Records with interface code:
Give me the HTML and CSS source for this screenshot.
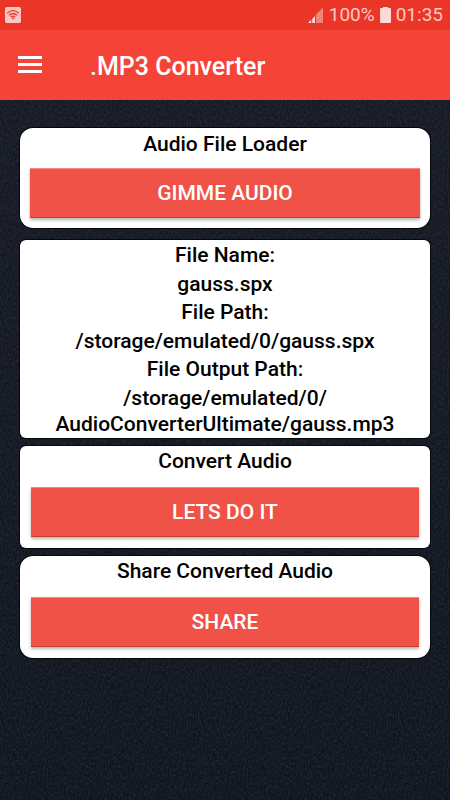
FILE: index.html
```html
<!DOCTYPE html>
<html lang="en">
<head>
    <meta charset="UTF-8">
    <meta name="viewport" content="width=device-width, initial-scale=1.0">
    <title>.MP3 Converter</title>
    <link rel="stylesheet" href="styles.css">
</head>
<body>
    <div class="status-bar">
        <svg class="wifi-icon" width="16" height="16" viewBox="0 0 16 16">
            <rect width="16" height="16" rx="2" fill="#fbc7c3"/>
            <g fill="none" stroke="#ee3a2b" stroke-width="1.3">
                <path d="M2.2 6.2Q8 1 13.8 6.2"/>
                <path d="M4 8.3Q8 4.8 12 8.3"/>
                <path d="M5.7 10.2Q8 8.3 10.3 10.2"/>
            </g>
            <path d="M6.6 11.3Q8 10.4 9.4 11.3L8 12.8z" fill="#ee3a2b"/>
        </svg>
        <div class="status-right">
            <svg class="signal-icon" width="16" height="16" viewBox="0 0 16 16">
                <path d="M15 0.5V16H8V7.5z" fill="#f4837a"/>
                <path d="M3.2 12.8V16H0z" fill="#fddad7"/>
                <path d="M7 9V16H4.2V12z" fill="#fddad7"/>
            </svg>
            <span>100%</span>
            <svg class="battery-icon" width="11" height="16" viewBox="0 0 11 16">
                <path d="M3 0h5v1h2a1 1 0 0 1 1 1V15a1 1 0 0 1-1 1H1a1 1 0 0 1-1-1V2a1 1 0 0 1 1-1h2z" fill="#fddad7"/>
            </svg>
            <span>01:35</span>
        </div>
    </div>
    <header class="toolbar">
        <button class="menu-button" aria-label="Menu">
            <svg width="24" height="18" viewBox="0 0 24 18">
                <path d="M0 0h24v3H0zM0 7h24v3H0zM0 14h24v3H0z" fill="#fff"/>
            </svg>
        </button>
        <h1>.MP3 Converter</h1>
    </header>
    <main class="content">
        <section class="card card-round card-loader">
            <h2>Audio File Loader</h2>
            <button class="action">GIMME AUDIO</button>
        </section>
        <dl class="card file-info">
            <div>
                <dt>File Name:</dt>
                <dd>gauss.spx</dd>
            </div>
            <div>
                <dt>File Path:</dt>
                <dd>/storage/emulated/0/gauss.spx</dd>
            </div>
            <div>
                <dt>File Output Path:</dt>
                <dd>/storage/emulated/0/<wbr>AudioConverterUltimate/gauss.mp3</dd>
            </div>
        </dl>
        <section class="card">
            <h2>Convert Audio</h2>
            <button class="action">LETS DO IT</button>
        </section>
        <section class="card card-round">
            <h2>Share Converted Audio</h2>
            <button class="action">SHARE</button>
        </section>
    </main>
</body>
</html>
```

FILE: styles.css
```css
* {
    box-sizing: border-box;
}
body {
    font-family: Roboto, "Liberation Sans", sans-serif;
    margin: 0;
    min-height: 100vh;
    background-color: #181d27;
    /* fabric grain over a soft dark fade */
    background-image: url("data:image/svg+xml,%3Csvg xmlns='http://www.w3.org/2000/svg' width='200' height='200'%3E%3Cfilter id='n' x='0' y='0' width='1' height='1' color-interpolation-filters='sRGB'%3E%3CfeTurbulence type='fractalNoise' baseFrequency='.7 .35' numOctaves='2' stitchTiles='stitch'/%3E%3CfeColorMatrix values='0 0 0 0 .4 0 0 0 0 .4 0 0 0 0 .45 .5 0 0 0 -.19'/%3E%3C/filter%3E%3Crect width='200' height='200' filter='url(%23n)'/%3E%3C/svg%3E"), linear-gradient(#161a24, #0f151f);
}
h1, h2, dl, dd {
    margin: 0;
}
button {
    font-family: inherit;
    border: none;
    cursor: pointer;
}
.status-bar {
    display: flex;
    justify-content: space-between;
    align-items: center;
    height: 30px;
    padding: 0 7px 0 5px;
    background-color: #eb3527;
    color: #fcc9c5;
    font-size: 19px;
    line-height: 32px;
}
.status-right {
    display: flex;
    align-items: center;
    gap: 5px;
}
.toolbar {
    display: flex;
    align-items: center;
    gap: 48px;
    height: 70px;
    padding: 0 18px;
    background-color: #f54437;
    color: #fff;
}
.toolbar h1 {
    font-size: 25px;
    font-weight: 500;
    line-height: 32px;
    padding-top: 3px;
}
.menu-button {
    display: flex;
    padding: 0;
    background: none;
}
.content {
    display: flex;
    flex-direction: column;
    gap: 8px;
    padding: 28px 20px;
}
.card {
    padding: 2px 11px 11px;
    border-radius: 6px;
    background-color: #fff;
    box-shadow: 0 0 0 1px #05070b;
    color: #000;
    font-size: 21px;
    font-weight: 500;
    line-height: 26px;
    text-align: center;
}
.card-round {
    border-radius: 13px;
}
.card-loader {
    padding: 3px 10px 10px;
    margin-bottom: 4px;
}
.card h2 {
    font-size: 21px;
    font-weight: 500;
    line-height: 26px;
    margin-bottom: 13px;
}
.card-loader h2 {
    margin-bottom: 11px;
}
.action {
    display: block;
    width: 100%;
    height: 50px;
    padding: 0;
    background-color: #f05248;
    color: #fff;
    font-size: 21px;
    font-weight: 500;
    box-shadow: inset 0 1px #f4877f, inset 0 -1px #c93c34, 0 2px 3px rgba(0, 0, 0, 0.3);
}
.file-info {
    display: flex;
    flex-direction: column;
    gap: 2px;
    padding: 2px 11px 1px;
}
.file-info dt {
    margin-bottom: 3px;
}
.action:hover {
    background-color: #e0463c;
}
```
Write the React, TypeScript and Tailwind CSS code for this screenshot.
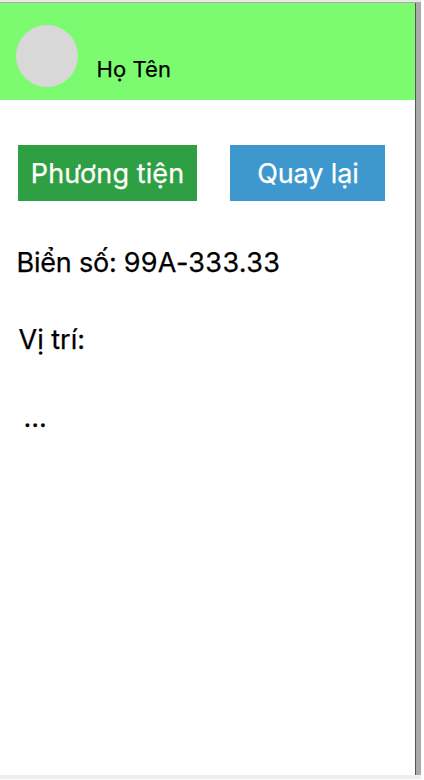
export default function App() {
  return (
    <div className="flex h-[780px] w-[424px] flex-col overflow-hidden bg-white font-['Inter',sans-serif] text-black [-webkit-text-stroke:0.25px]">
      <div className="h-[2px] w-[421px] bg-[#e8e8e8]" />
      <div className="h-px w-[421px] bg-[#aaaaaa]" />
      <div className="flex h-[772px]">
        <main className="w-[415px]">
          <header className="flex h-[97px] items-start bg-[#7cfb70] pl-[16px] pt-[22px]">
            <div className="size-[62px] rounded-full bg-[#d8d8d8]" />
            <span className="ml-[18.5px] mt-[31px] text-[22px] leading-[27px] tracking-[0.1px]">Họ Tên</span>
          </header>
          <div className="flex gap-[33px] pl-[18px] pt-[45px] text-[27px] leading-[56px] text-white">
            <button className="h-[56px] w-[179px] bg-[#2f9f43] pt-px tracking-[0.1px]">Phương tiện</button>
            <button className="h-[56px] w-[155px] bg-[#3e97cd] pl-px pt-px tracking-[-0.1px]">Quay lại</button>
          </div>
          <p className="mt-[45px] flex gap-[7px] pl-[16.5px] text-[27px] leading-[33px]">
            <span className="tracking-[-0.2px]">Biển số:</span>
            <span className="tracking-[0.35px]">99A-333.33</span>
          </p>
          <p className="mt-[44px] pl-[18.5px] text-[27px] leading-[33px]">Vị trí:</p>
          <p className="mt-[45px] pl-[23.5px] text-[27px] leading-[33px]">...</p>
        </main>
        <div className="w-px bg-[#555555]" />
        <div className="w-[5px] bg-[#aaaaaa]" />
      </div>
      <div className="h-[4px] w-[421px] bg-[#eeeeee]" />
    </div>
  );
}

**INSTRUCTIONS FOR THE TASK**. Reproduce the entries exactly. Do not carry over any picture.

**RESPONSE**.
Give me the HTML and CSS source for this screenshot.
FILE: index.html
```html
<!DOCTYPE html>
<html lang="en">
<head>
    <meta charset="UTF-8">
    <meta name="viewport" content="width=device-width, initial-scale=1.0">
    <title>.MP3 Converter</title>
    <link rel="stylesheet" href="styles.css">
</head>
<body>
    <div class="status-bar">
        <svg class="wifi-icon" width="16" height="16" viewBox="0 0 16 16">
            <rect width="16" height="16" rx="2" fill="#fbc7c3"/>
            <g fill="none" stroke="#ee3a2b" stroke-width="1.3">
                <path d="M2.2 6.2Q8 1 13.8 6.2"/>
                <path d="M4 8.3Q8 4.8 12 8.3"/>
                <path d="M5.7 10.2Q8 8.3 10.3 10.2"/>
            </g>
            <path d="M6.6 11.3Q8 10.4 9.4 11.3L8 12.8z" fill="#ee3a2b"/>
        </svg>
        <div class="status-right">
            <svg class="signal-icon" width="16" height="16" viewBox="0 0 16 16">
                <path d="M15 0.5V16H8V7.5z" fill="#f4837a"/>
                <path d="M3.2 12.8V16H0z" fill="#fddad7"/>
                <path d="M7 9V16H4.2V12z" fill="#fddad7"/>
            </svg>
            <span>100%</span>
            <svg class="battery-icon" width="11" height="16" viewBox="0 0 11 16">
                <path d="M3 0h5v1h2a1 1 0 0 1 1 1V15a1 1 0 0 1-1 1H1a1 1 0 0 1-1-1V2a1 1 0 0 1 1-1h2z" fill="#fddad7"/>
            </svg>
            <span>01:35</span>
        </div>
    </div>
    <header class="toolbar">
        <button class="menu-button" aria-label="Menu">
            <svg width="24" height="18" viewBox="0 0 24 18">
                <path d="M0 0h24v3H0zM0 7h24v3H0zM0 14h24v3H0z" fill="#fff"/>
            </svg>
        </button>
        <h1>.MP3 Converter</h1>
    </header>
    <main class="content">
        <section class="card card-round card-loader">
            <h2>Audio File Loader</h2>
            <button class="action">GIMME AUDIO</button>
        </section>
        <dl class="card file-info">
            <div>
                <dt>File Name:</dt>
                <dd>gauss.spx</dd>
            </div>
            <div>
                <dt>File Path:</dt>
                <dd>/storage/emulated/0/gauss.spx</dd>
            </div>
            <div>
                <dt>File Output Path:</dt>
                <dd>/storage/emulated/0/<wbr>AudioConverterUltimate/gauss.mp3</dd>
            </div>
        </dl>
        <section class="card">
            <h2>Convert Audio</h2>
            <button class="action">LETS DO IT</button>
        </section>
        <section class="card card-round">
            <h2>Share Converted Audio</h2>
            <button class="action">SHARE</button>
        </section>
    </main>
</body>
</html>
```

FILE: styles.css
```css
* {
    box-sizing: border-box;
}
body {
    font-family: Roboto, "Liberation Sans", sans-serif;
    margin: 0;
    min-height: 100vh;
    background-color: #181d27;
    /* fabric grain over a soft dark fade */
    background-image: url("data:image/svg+xml,%3Csvg xmlns='http://www.w3.org/2000/svg' width='200' height='200'%3E%3Cfilter id='n' x='0' y='0' width='1' height='1' color-interpolation-filters='sRGB'%3E%3CfeTurbulence type='fractalNoise' baseFrequency='.7 .35' numOctaves='2' stitchTiles='stitch'/%3E%3CfeColorMatrix values='0 0 0 0 .4 0 0 0 0 .4 0 0 0 0 .45 .5 0 0 0 -.19'/%3E%3C/filter%3E%3Crect width='200' height='200' filter='url(%23n)'/%3E%3C/svg%3E"), linear-gradient(#161a24, #0f151f);
}
h1, h2, dl, dd {
    margin: 0;
}
button {
    font-family: inherit;
    border: none;
    cursor: pointer;
}
.status-bar {
    display: flex;
    justify-content: space-between;
    align-items: center;
    height: 30px;
    padding: 0 7px 0 5px;
    background-color: #eb3527;
    color: #fcc9c5;
    font-size: 19px;
    line-height: 32px;
}
.status-right {
    display: flex;
    align-items: center;
    gap: 5px;
}
.toolbar {
    display: flex;
    align-items: center;
    gap: 48px;
    height: 70px;
    padding: 0 18px;
    background-color: #f54437;
    color: #fff;
}
.toolbar h1 {
    font-size: 25px;
    font-weight: 500;
    line-height: 32px;
    padding-top: 3px;
}
.menu-button {
    display: flex;
    padding: 0;
    background: none;
}
.content {
    display: flex;
    flex-direction: column;
    gap: 8px;
    padding: 28px 20px;
}
.card {
    padding: 2px 11px 11px;
    border-radius: 6px;
    background-color: #fff;
    box-shadow: 0 0 0 1px #05070b;
    color: #000;
    font-size: 21px;
    font-weight: 500;
    line-height: 26px;
    text-align: center;
}
.card-round {
    border-radius: 13px;
}
.card-loader {
    padding: 3px 10px 10px;
    margin-bottom: 4px;
}
.card h2 {
    font-size: 21px;
    font-weight: 500;
    line-height: 26px;
    margin-bottom: 13px;
}
.card-loader h2 {
    margin-bottom: 11px;
}
.action {
    display: block;
    width: 100%;
    height: 50px;
    padding: 0;
    background-color: #f05248;
    color: #fff;
    font-size: 21px;
    font-weight: 500;
    box-shadow: inset 0 1px #f4877f, inset 0 -1px #c93c34, 0 2px 3px rgba(0, 0, 0, 0.3);
}
.file-info {
    display: flex;
    flex-direction: column;
    gap: 2px;
    padding: 2px 11px 1px;
}
.file-info dt {
    margin-bottom: 3px;
}
.action:hover {
    background-color: #e0463c;
}
```
Write the React, TypeScript and Tailwind CSS code for this screenshot.
export default function App() {
  return (
    <div className="flex h-[780px] w-[424px] flex-col overflow-hidden bg-white font-['Inter',sans-serif] text-black [-webkit-text-stroke:0.25px]">
      <div className="h-[2px] w-[421px] bg-[#e8e8e8]" />
      <div className="h-px w-[421px] bg-[#aaaaaa]" />
      <div className="flex h-[772px]">
        <main className="w-[415px]">
          <header className="flex h-[97px] items-start bg-[#7cfb70] pl-[16px] pt-[22px]">
            <div className="size-[62px] rounded-full bg-[#d8d8d8]" />
            <span className="ml-[18.5px] mt-[31px] text-[22px] leading-[27px] tracking-[0.1px]">Họ Tên</span>
          </header>
          <div className="flex gap-[33px] pl-[18px] pt-[45px] text-[27px] leading-[56px] text-white">
            <button className="h-[56px] w-[179px] bg-[#2f9f43] pt-px tracking-[0.1px]">Phương tiện</button>
            <button className="h-[56px] w-[155px] bg-[#3e97cd] pl-px pt-px tracking-[-0.1px]">Quay lại</button>
          </div>
          <p className="mt-[45px] flex gap-[7px] pl-[16.5px] text-[27px] leading-[33px]">
            <span className="tracking-[-0.2px]">Biển số:</span>
            <span className="tracking-[0.35px]">99A-333.33</span>
          </p>
          <p className="mt-[44px] pl-[18.5px] text-[27px] leading-[33px]">Vị trí:</p>
          <p className="mt-[45px] pl-[23.5px] text-[27px] leading-[33px]">...</p>
        </main>
        <div className="w-px bg-[#555555]" />
        <div className="w-[5px] bg-[#aaaaaa]" />
      </div>
      <div className="h-[4px] w-[421px] bg-[#eeeeee]" />
    </div>
  );
}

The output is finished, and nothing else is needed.